● **Exercise brief**: Word for word, quote all of the material, omitting the pictures.

● **Data for this exercise**:
_ _ _ _
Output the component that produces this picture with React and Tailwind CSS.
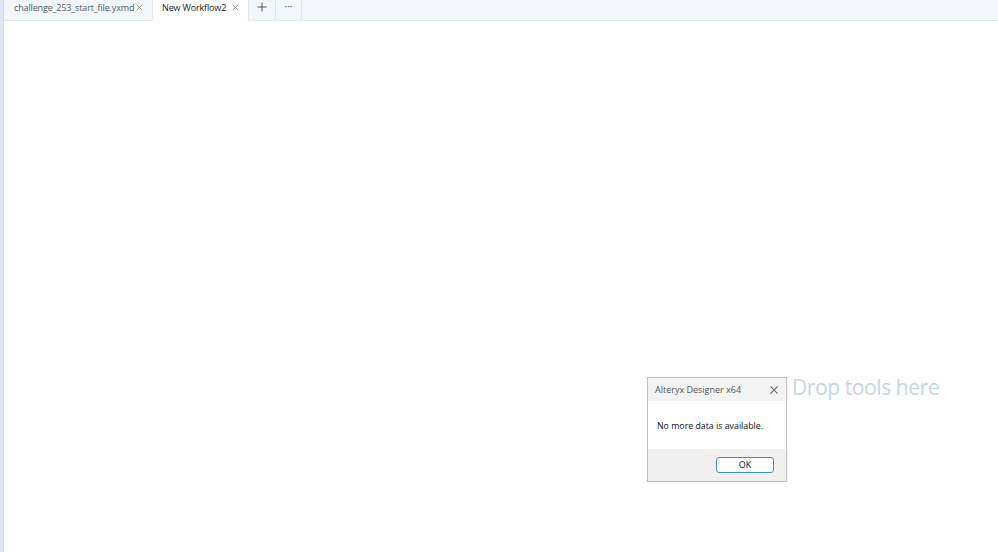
const tabs = [
  { name: "challenge_253_start_file.yxmd", active: false, width: "w-[149px]" },
  { name: "New Workflow2", active: true, width: "w-[96px]" },
];

const CloseIcon = ({ className }) => (
  <svg viewBox="0 0 10 10" className={className} fill="none" stroke="currentColor" strokeWidth="0.9">
    <path d="M2 2 L8 8 M8 2 L2 8" />
  </svg>
);

export default function App() {
  return (
    <div
      className="w-[998px] h-[552px] flex bg-white overflow-hidden"
      style={{ fontFamily: "'Segoe UI', 'Open Sans', 'Liberation Sans', sans-serif" }}
    >
      <div className="w-[4px] bg-[#dfe5f3] border-r border-[#cfd8ec]" />
      <div className="flex-1 flex flex-col">
        <div className="h-[21px] flex bg-[#f3f6fb] border-b border-[#e3e8f2]">
          {tabs.map((t) => (
            <div
              key={t.name}
              className={
                (t.active
                  ? "bg-white text-[#222] h-[21px] pl-[9px] "
                  : "text-[#555a66] pl-[10px] ") +
                t.width +
                " flex items-center justify-between pr-[8px] pb-[6px] border-r border-[#e1e6f0]"
              }
            >
              <span className="text-[9px] tracking-[-0.15px] leading-none">{t.name}</span>
              <CloseIcon className="w-[9px] h-[9px] text-[#888]" />
            </div>
          ))}
          <div className="w-[27px] flex items-center justify-center pb-[6px] border-r border-[#e1e6f0] text-[#555]">
            <svg viewBox="0 0 10 10" className="w-[10px] h-[10px]" stroke="currentColor" strokeWidth="1">
              <path d="M5 0.5 V9.5 M0.5 5 H9.5" />
            </svg>
          </div>
          <div className="w-[26px] flex items-center justify-center border-r border-[#e1e6f0] text-[#555] text-[10px] leading-none pb-[9px]">
            ···
          </div>
        </div>
        <div className="flex-1 pl-[643px] pt-[356px]">
          <div className="flex items-start gap-[5px]">
            <div className="w-[140px] border border-[#bfbfbf] bg-white shadow-[0_0_2px_rgba(0,0,0,0.08)]">
              <div className="h-[23px] flex items-center justify-between pl-[7px] pr-[6px] bg-[#f3f3f3]">
                <span className="text-[9px] text-[#555]">Alteryx Designer x64</span>
                <CloseIcon className="w-[12px] h-[12px] text-[#666]" />
              </div>
              <div className="h-[48px] flex items-center pl-[9px] pt-[3px] text-[8.8px] text-[#111]">
                No more data is available.
              </div>
              <div className="h-[32px] bg-[#f0f0f0] flex items-center justify-end pr-[12px]">
                <div className="w-[58px] h-[16px] border border-[#3c8fdc] rounded-[3px] bg-[#fdfdfd] flex items-center justify-center text-[9px] text-[#111]">
                  OK
                </div>
              </div>
            </div>
            <span className="text-[21px] tracking-[-0.4px] leading-none text-[#c7d4ea]">Drop tools here</span>
          </div>
        </div>
      </div>
    </div>
  );
}
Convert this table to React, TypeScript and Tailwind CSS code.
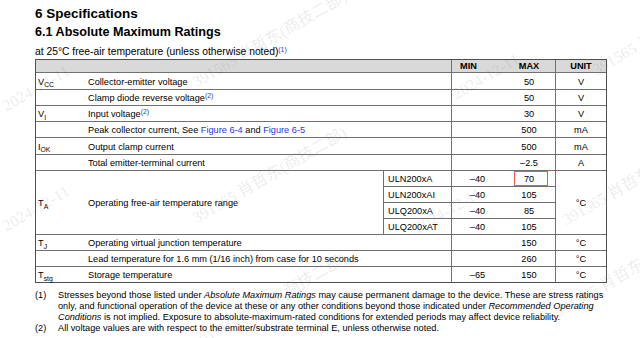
_ _ _ _
● **Answer**:
Output the component that produces this picture with React and Tailwind CSS.
const tabs = [
  { name: "challenge_253_start_file.yxmd", active: false, width: "w-[149px]" },
  { name: "New Workflow2", active: true, width: "w-[96px]" },
];

const CloseIcon = ({ className }) => (
  <svg viewBox="0 0 10 10" className={className} fill="none" stroke="currentColor" strokeWidth="0.9">
    <path d="M2 2 L8 8 M8 2 L2 8" />
  </svg>
);

export default function App() {
  return (
    <div
      className="w-[998px] h-[552px] flex bg-white overflow-hidden"
      style={{ fontFamily: "'Segoe UI', 'Open Sans', 'Liberation Sans', sans-serif" }}
    >
      <div className="w-[4px] bg-[#dfe5f3] border-r border-[#cfd8ec]" />
      <div className="flex-1 flex flex-col">
        <div className="h-[21px] flex bg-[#f3f6fb] border-b border-[#e3e8f2]">
          {tabs.map((t) => (
            <div
              key={t.name}
              className={
                (t.active
                  ? "bg-white text-[#222] h-[21px] pl-[9px] "
                  : "text-[#555a66] pl-[10px] ") +
                t.width +
                " flex items-center justify-between pr-[8px] pb-[6px] border-r border-[#e1e6f0]"
              }
            >
              <span className="text-[9px] tracking-[-0.15px] leading-none">{t.name}</span>
              <CloseIcon className="w-[9px] h-[9px] text-[#888]" />
            </div>
          ))}
          <div className="w-[27px] flex items-center justify-center pb-[6px] border-r border-[#e1e6f0] text-[#555]">
            <svg viewBox="0 0 10 10" className="w-[10px] h-[10px]" stroke="currentColor" strokeWidth="1">
              <path d="M5 0.5 V9.5 M0.5 5 H9.5" />
            </svg>
          </div>
          <div className="w-[26px] flex items-center justify-center border-r border-[#e1e6f0] text-[#555] text-[10px] leading-none pb-[9px]">
            ···
          </div>
        </div>
        <div className="flex-1 pl-[643px] pt-[356px]">
          <div className="flex items-start gap-[5px]">
            <div className="w-[140px] border border-[#bfbfbf] bg-white shadow-[0_0_2px_rgba(0,0,0,0.08)]">
              <div className="h-[23px] flex items-center justify-between pl-[7px] pr-[6px] bg-[#f3f3f3]">
                <span className="text-[9px] text-[#555]">Alteryx Designer x64</span>
                <CloseIcon className="w-[12px] h-[12px] text-[#666]" />
              </div>
              <div className="h-[48px] flex items-center pl-[9px] pt-[3px] text-[8.8px] text-[#111]">
                No more data is available.
              </div>
              <div className="h-[32px] bg-[#f0f0f0] flex items-center justify-end pr-[12px]">
                <div className="w-[58px] h-[16px] border border-[#3c8fdc] rounded-[3px] bg-[#fdfdfd] flex items-center justify-center text-[9px] text-[#111]">
                  OK
                </div>
              </div>
            </div>
            <span className="text-[21px] tracking-[-0.4px] leading-none text-[#c7d4ea]">Drop tools here</span>
          </div>
        </div>
      </div>
    </div>
  );
}
Convert this table to React, TypeScript and Tailwind CSS code.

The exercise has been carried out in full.